Britain has approved the sale of invasive surveillance equipment to Saudi Arabia, amid an outcry over the Al Saud's human rights violations, a new report says.
The Wednesday report by The Independent mentioned Saudi Arabia, Egypt, and the United Arab Emirates as some of the licensed importers of such equipment.
The report said the items include devices to detect cell phones, and intercept messages and calls sent through them, also known as IMSI (International Mobile Subscriber Identity) catchers, and IP monitoring systems to monitor a country’s entire internet.
“These categories of surveillance technology… would allow some of the most authoritarian countries in the world to carry out mass, suspicion-less surveillance and gain unlimited access to anyone’s private communications and devices,” said Edin Omanovic, a research officer at the UK-based Privacy International charity.

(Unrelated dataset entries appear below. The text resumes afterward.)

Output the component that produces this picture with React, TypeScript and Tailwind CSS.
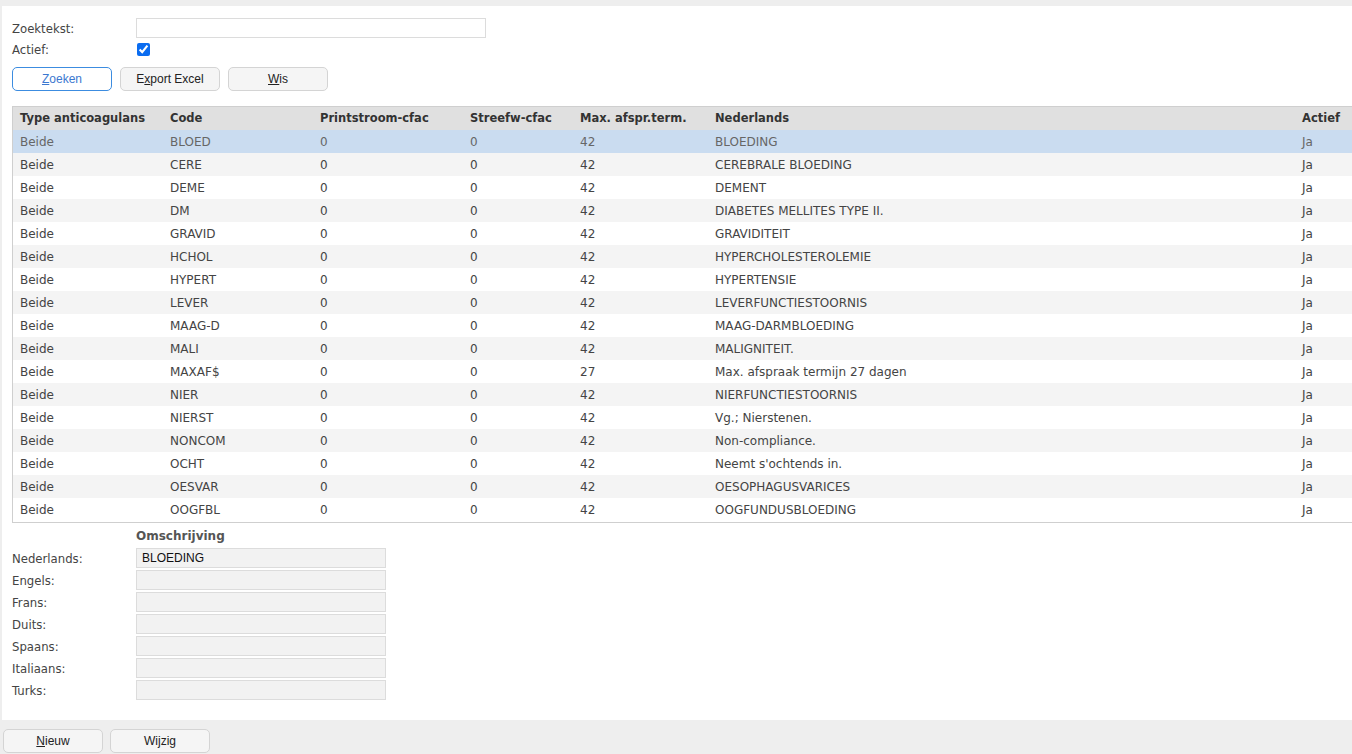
import React from "react";

const rows: [string, string, string][] = [
  ["BLOED", "42", "BLOEDING"],
  ["CERE", "42", "CEREBRALE BLOEDING"],
  ["DEME", "42", "DEMENT"],
  ["DM", "42", "DIABETES MELLITES TYPE II."],
  ["GRAVID", "42", "GRAVIDITEIT"],
  ["HCHOL", "42", "HYPERCHOLESTEROLEMIE"],
  ["HYPERT", "42", "HYPERTENSIE"],
  ["LEVER", "42", "LEVERFUNCTIESTOORNIS"],
  ["MAAG-D", "42", "MAAG-DARMBLOEDING"],
  ["MALI", "42", "MALIGNITEIT."],
  ["MAXAF$", "27", "Max. afspraak termijn 27 dagen"],
  ["NIER", "42", "NIERFUNCTIESTOORNIS"],
  ["NIERST", "42", "Vg.; Nierstenen."],
  ["NONCOM", "42", "Non-compliance."],
  ["OCHT", "42", "Neemt s'ochtends in."],
  ["OESVAR", "42", "OESOPHAGUSVARICES"],
  ["OOGFBL", "42", "OOGFUNDUSBLOEDING"],
];

const talen = ["Nederlands", "Engels", "Frans", "Duits", "Spaans", "Italiaans", "Turks"];

function Knop({ children, blue }: { children: React.ReactNode; blue?: boolean }) {
  return (
    <button
      className={
        blue
          ? "w-[100px] h-[24px] rounded-[5px] border border-[#3c8ce0] bg-white text-[#3c78d0] text-[12px] font-['Liberation_Sans',Arial,sans-serif]"
          : "w-[100px] h-[24px] rounded-[5px] border border-[#d4d4d4] bg-[#f5f5f5] text-[#222] text-[12px] font-['Liberation_Sans',Arial,sans-serif]"
      }
    >
      {children}
    </button>
  );
}

export default function App() {
  return (
    <div className="w-[1352px] h-[754px] bg-[#eeeeee] pt-[6px] flex flex-col font-['DejaVu_Sans',Verdana,sans-serif] text-[12px] text-[#444] overflow-hidden">
      <div className="ml-[2px] bg-white h-[714px] flex flex-col pl-[10px]">
        {/* zoekformulier */}
        <div className="flex items-center mt-[12px] h-[20px]">
          <span className="w-[124px] text-[11.7px] pt-[4px]">Zoektekst:</span>
          <input className="w-[350px] h-[20px] border border-[#dcdcdc] outline-none" />
        </div>
        <div className="flex items-center h-[22px]">
          <span className="w-[125px] text-[11.7px] pt-[3px]">Actief:</span>
          <input type="checkbox" defaultChecked className="w-[13px] h-[13px] accent-[#0a6cf0]" />
        </div>
        <div className="flex gap-[8px] mt-[7px]">
          <Knop blue>
            <u>Z</u>oeken
          </Knop>
          <Knop>
            E<u>x</u>port Excel
          </Knop>
          <Knop>
            <u>W</u>is
          </Knop>
        </div>

        {/* tabel */}
        <div className="mt-[15px] border border-[#cfcfcf] border-r-0 h-[417px] overflow-hidden">
          <table className="w-full border-collapse table-fixed">
            <colgroup>
              <col className="w-[150px]" />
              <col className="w-[150px]" />
              <col className="w-[150px]" />
              <col className="w-[110px]" />
              <col className="w-[135px]" />
              <col className="w-[587px]" />
              <col />
            </colgroup>
            <thead>
              <tr className="bg-[#e0e0e0] h-[23px] text-left text-[#333] text-[11.5px] font-bold">
                <th className="pl-[7px]">Type anticoagulans</th>
                <th className="pl-[7px]">Code</th>
                <th className="pl-[7px]">Printstroom-cfac</th>
                <th className="pl-[7px]">Streefw-cfac</th>
                <th className="pl-[7px]">Max. afspr.term.</th>
                <th className="pl-[7px]">Nederlands</th>
                <th className="pl-[7px]">Actief</th>
              </tr>
            </thead>
            <tbody>
              {rows.map(([code, max, ned], i) => (
                <tr
                  key={code}
                  className={
                    i === 0
                      ? "h-[23px] bg-[#cadcf0] text-[#666]"
                      : i % 2 === 1
                      ? "h-[23px] bg-[#f4f4f4] text-[#444]"
                      : "h-[23px] bg-white text-[#444]"
                  }
                >
                  <td className="pl-[7px]">Beide</td>
                  <td className="pl-[7px]">{code}</td>
                  <td className="pl-[7px]">0</td>
                  <td className="pl-[7px]">0</td>
                  <td className="pl-[7px]">{max}</td>
                  <td className="pl-[7px] whitespace-nowrap">{ned}</td>
                  <td className="pl-[7px]">Ja</td>
                </tr>
              ))}
            </tbody>
          </table>
        </div>

        {/* omschrijving */}
        <div className="ml-[124px] mt-[3px] h-[20px] leading-[20px] font-bold text-[#555]">Omschrijving</div>
        <div className="flex flex-col gap-[2px] mt-[2px]">
          {talen.map((t, i) => (
            <div key={t} className="flex items-center h-[20px]">
              <span className="w-[124px] text-[11.7px] pt-[4px]">{t}:</span>
              <div className="w-[250px] h-[20px] bg-[#f2f2f2] border border-[#dcdcdc] px-[5px] leading-[18px] text-[#111] font-['Liberation_Sans',Arial,sans-serif]">
                {i === 0 ? "BLOEDING" : ""}
              </div>
            </div>
          ))}
        </div>
      </div>

      {/* onderbalk */}
      <div className="flex gap-[7px] pl-[3px] mt-[9px]">
        <Knop>
          <u>N</u>ieuw
        </Knop>
        <Knop>Wijzig</Knop>
      </div>
    </div>
  );
}
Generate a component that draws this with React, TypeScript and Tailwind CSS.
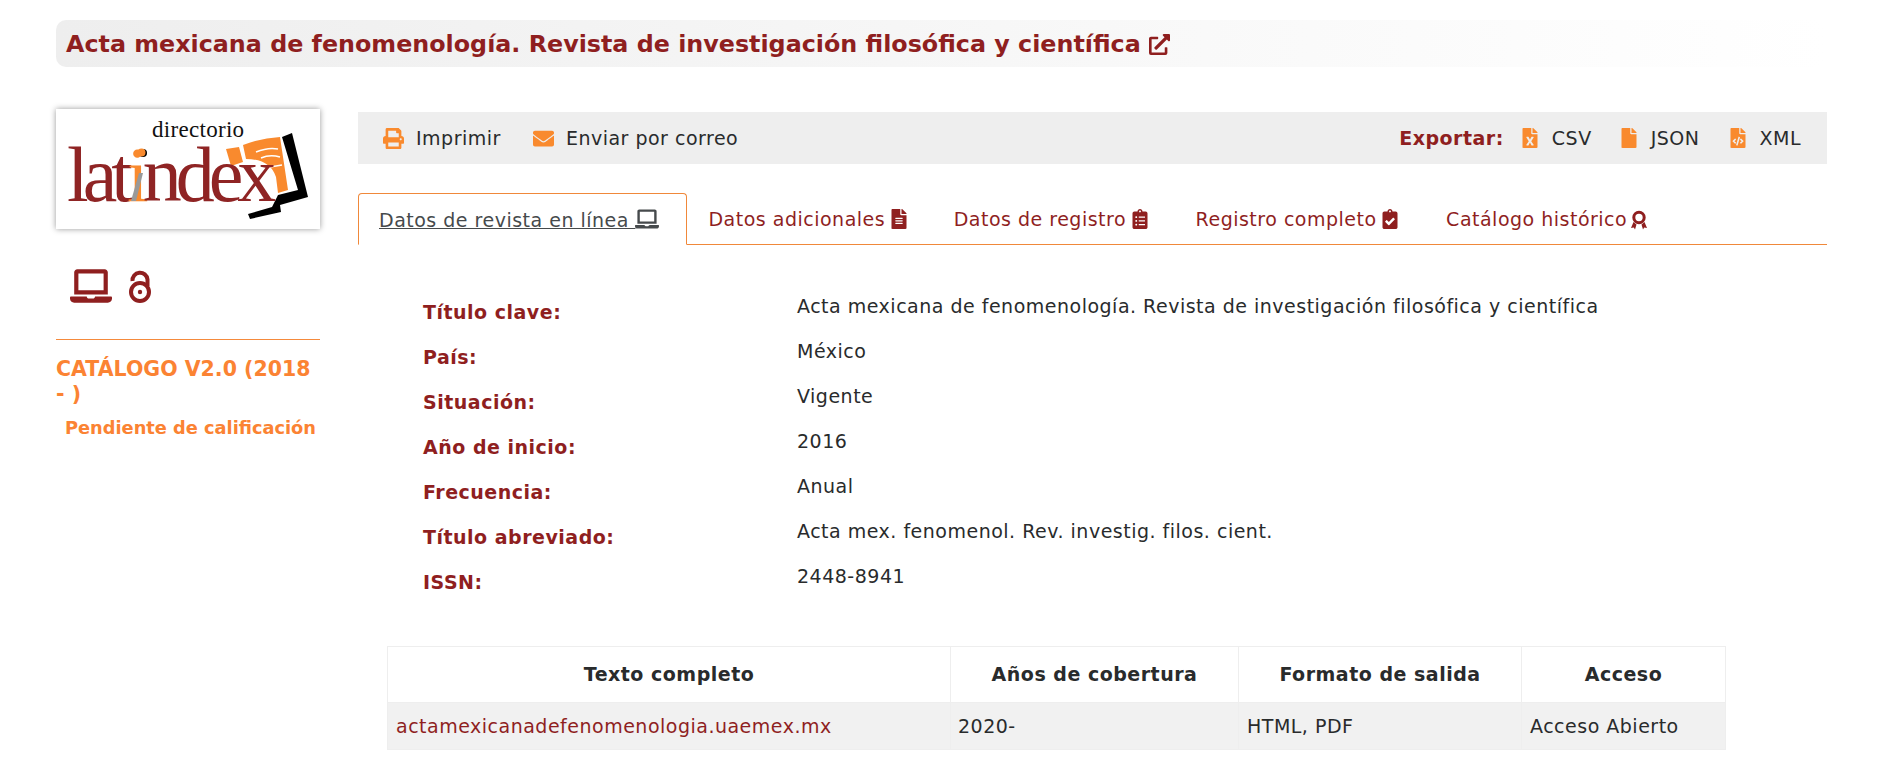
import { FaPrint, FaEnvelope, FaFileExcel, FaFile, FaFileCode, FaLaptop, FaFileAlt, FaClipboardList, FaClipboardCheck, FaExternalLinkAlt } from 'react-icons/fa'

const rows = [
  ['Título clave:', 'Acta mexicana de fenomenología. Revista de investigación filosófica y científica'],
  ['País:', 'México'],
  ['Situación:', 'Vigente'],
  ['Año de inicio:', '2016'],
  ['Frecuencia:', 'Anual'],
  ['Título abreviado:', 'Acta mex. fenomenol. Rev. investig. filos. cient.'],
  ['ISSN:', '2448-8941'],
]

function Logo() {
  return (
    <svg viewBox="0 0 264 120" className="w-full h-full">
      <path d="M170 40 L183 38 L187 53 L175 57 Z" fill="#f98a2e" />
      <path d="M187 36 Q205 29 224 28 L232 81 L222 84 L220 68 Q214 50 190 50 Z" fill="#f98a2e" />
      <path d="M200 43 Q212 38 222 40 M205 49 Q214 45 224 48 M214 58 L226 56" stroke="#fff" strokeWidth="1.5" fill="none" />
      <path d="M226 28 L236 24 L252 88 L224 96 L225 103 L194 110 L192 105 L216 98 L222 86 L242 81 Z" fill="#000" />
      <text x="96" y="28" fontFamily="Liberation Serif" fontSize="23" letterSpacing="0.3" fill="#111">directorio</text>
      <text x="11" y="92" fontFamily="Liberation Serif" fontSize="78" letterSpacing="-6" fill="#8f2424">
        lat<tspan fill="#f98a2e">i</tspan>ndex
      </text>
      <path d="M83 64 L87 64 L80 92 L75 92 Z" fill="#999" />
      <circle cx="87" cy="44" r="4" fill="#000" />
      <circle cx="85.5" cy="43.5" r="4" fill="#f98a2e" />
    </svg>
  )
}

function OpenAccess() {
  return (
    <svg viewBox="0 0 22 33" className="w-[22px] h-[33px]" fill="none" stroke="currentColor">
      <path d="M3.5 11 A7.5 7.5 0 0 1 18.5 9.5 V16" strokeWidth="4" />
      <circle cx="11" cy="22" r="9" strokeWidth="4" />
      <circle cx="11" cy="22" r="2.2" fill="currentColor" stroke="none" />
    </svg>
  )
}

function Ribbon() {
  return (
    <svg viewBox="0 0 16 20" className="inline w-[16px] h-[20px] align-[-4px] -ml-[3px]" fill="currentColor">
      <circle cx="8" cy="7.5" r="5.2" fill="none" stroke="currentColor" strokeWidth="3" />
      <path d="M2.5 12 L5.5 14.5 L4 19.5 L2.8 17.5 L0 18 Z M13.5 12 L10.5 14.5 L12 19.5 L13.2 17.5 L16 18 Z" />
    </svg>
  )
}

export default function App() {
  return (
    <div className="min-h-screen bg-white font-['DejaVu_Sans',sans-serif] text-[#292b2c] text-[19px] tracking-[0.5px] overflow-hidden">
      <div className="pl-[56px] pr-[50px] pt-[20px]">
        <h1 className="h-[47px] flex items-center gap-[8px] px-[10px] pt-[2px] rounded-[10px] bg-gradient-to-r from-[#eeeeee] to-white font-bold text-[23.8px] tracking-normal text-[#8f1f1f]">
          Acta mexicana de fenomenología. Revista de investigación filosófica y científica
          <FaExternalLinkAlt className="text-[21px]" />
        </h1>
      </div>
      <div className="flex pl-[56px] pr-[50px] pt-[42px] gap-[38px]">
        <aside className="w-[264px] shrink-0">
          <div className="h-[120px] shadow-[0_0_6px_rgba(0,0,0,0.4)]"><Logo /></div>
          <div className="flex items-center gap-[17px] pl-[14px] mt-[36px] text-[#8f1f1f]">
            <FaLaptop className="text-[42px]" />
            <OpenAccess />
          </div>
          <div className="border-t border-[#f58a3c] mt-[32px] pt-[17px] font-bold text-[#fb8333] text-[20.5px] tracking-normal leading-[25px]">CATÁLOGO V2.0 (2018 - )</div>
          <div className="font-bold text-[#fb8333] text-[17.8px] tracking-normal pl-[9px] mt-[8px]">Pendiente de calificación</div>
        </aside>
        <main className="w-[1469px] shrink-0 pt-[3px]">
          <div className="h-[52px] bg-[#eeeeee] flex items-center justify-between pl-[25px] pr-[26px]">
            <div className="flex items-center gap-[32px]">
              <span className="flex items-center gap-[12px]"><FaPrint className="text-[#f98a2e] text-[21px]" />Imprimir</span>
              <span className="flex items-center gap-[12px]"><FaEnvelope className="text-[#f98a2e] text-[21px]" />Enviar por correo</span>
            </div>
            <div className="flex items-center">
              <b className="text-[#8f1f1f] mr-[16px]">Exportar:</b>
              <span className="flex items-center gap-[12px] mr-[27px]"><FaFileExcel className="text-[#f98a2e] text-[20px]" />CSV</span>
              <span className="flex items-center gap-[12px] mr-[28px]"><FaFile className="text-[#f98a2e] text-[20px]" />JSON</span>
              <span className="flex items-center gap-[12px]"><FaFileCode className="text-[#f98a2e] text-[20px]" />XML</span>
            </div>
          </div>
          <div className="flex h-[52px] mt-[29px] border-b border-[#f0883a] text-[#8f1f1f]">
            <div className="h-[52px] border border-[#f0883a] border-b-white rounded-t-[4px] pl-[20px] pr-[27px] pt-[2px] flex items-center bg-white text-[#464a4c]">
              <span className="underline">Datos de revista en línea <FaLaptop className="inline text-[24px] align-[-4px]" /></span>
            </div>
            <div className="-ml-[2px] pl-[23px] pr-[22px] pt-[2px] flex items-center"><span>Datos adicionales <FaFileAlt className="inline text-[20px] align-[-3px] -ml-[3px]" /></span></div>
            <div className="px-[23px] pt-[2px] flex items-center"><span>Datos de registro <FaClipboardList className="inline text-[20px] align-[-3px] -ml-[3px]" /></span></div>
            <div className="px-[23px] pt-[2px] flex items-center"><span>Registro completo <FaClipboardCheck className="inline text-[20px] align-[-3px] -ml-[3px]" /></span></div>
            <div className="px-[23px] pt-[2px] flex items-center"><span>Catálogo histórico <Ribbon /></span></div>
          </div>
          <div className="mt-[47px] pl-[65px]">
            {rows.map(([k, v]) => (
              <div key={k} className="flex h-[45px]">
                <b className="w-[374px] text-[#8f1f1f] pt-[6px]">{k}</b>
                <span>{v}</span>
              </div>
            ))}
          </div>
          <table className="ml-[29px] mt-[39px] w-[1339px] border-collapse table-fixed">
            <thead>
              <tr className="h-[56px]">
                <th className="w-[563px] border border-[#eee]">Texto completo</th>
                <th className="w-[288px] border border-[#eee]">Años de cobertura</th>
                <th className="w-[283px] border border-[#eee]">Formato de salida</th>
                <th className="border border-[#eee]">Acceso</th>
              </tr>
            </thead>
            <tbody>
              <tr className="h-[47px] bg-[#f1f1f1]">
                <td className="border border-[#eee] px-2 text-[#8f1f1f]">actamexicanadefenomenologia.uaemex.mx</td>
                <td className="border border-[#eee] px-[7px]">2020-</td>
                <td className="border border-[#eee] px-2">HTML, PDF</td>
                <td className="border border-[#eee] px-2">Acceso Abierto</td>
              </tr>
            </tbody>
          </table>
        </main>
      </div>
    </div>
  )
}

“Such surveillance technology can be used to clamp down on dissent through the monitoring of activists, journalists and opposition groups, as well as allow agencies to identify and target individuals and carry out serious human rights abuses, including arbitrary killings and torture,” he added.
The UK government is boosting the sale of military hardware and software to Riyadh irrespective of the international outcry over the Saudi military aggression against Yemen, which has killed over 8,300 since late March last year. London is also under fire for denying all claims against Saudi Arabia’s human rights records.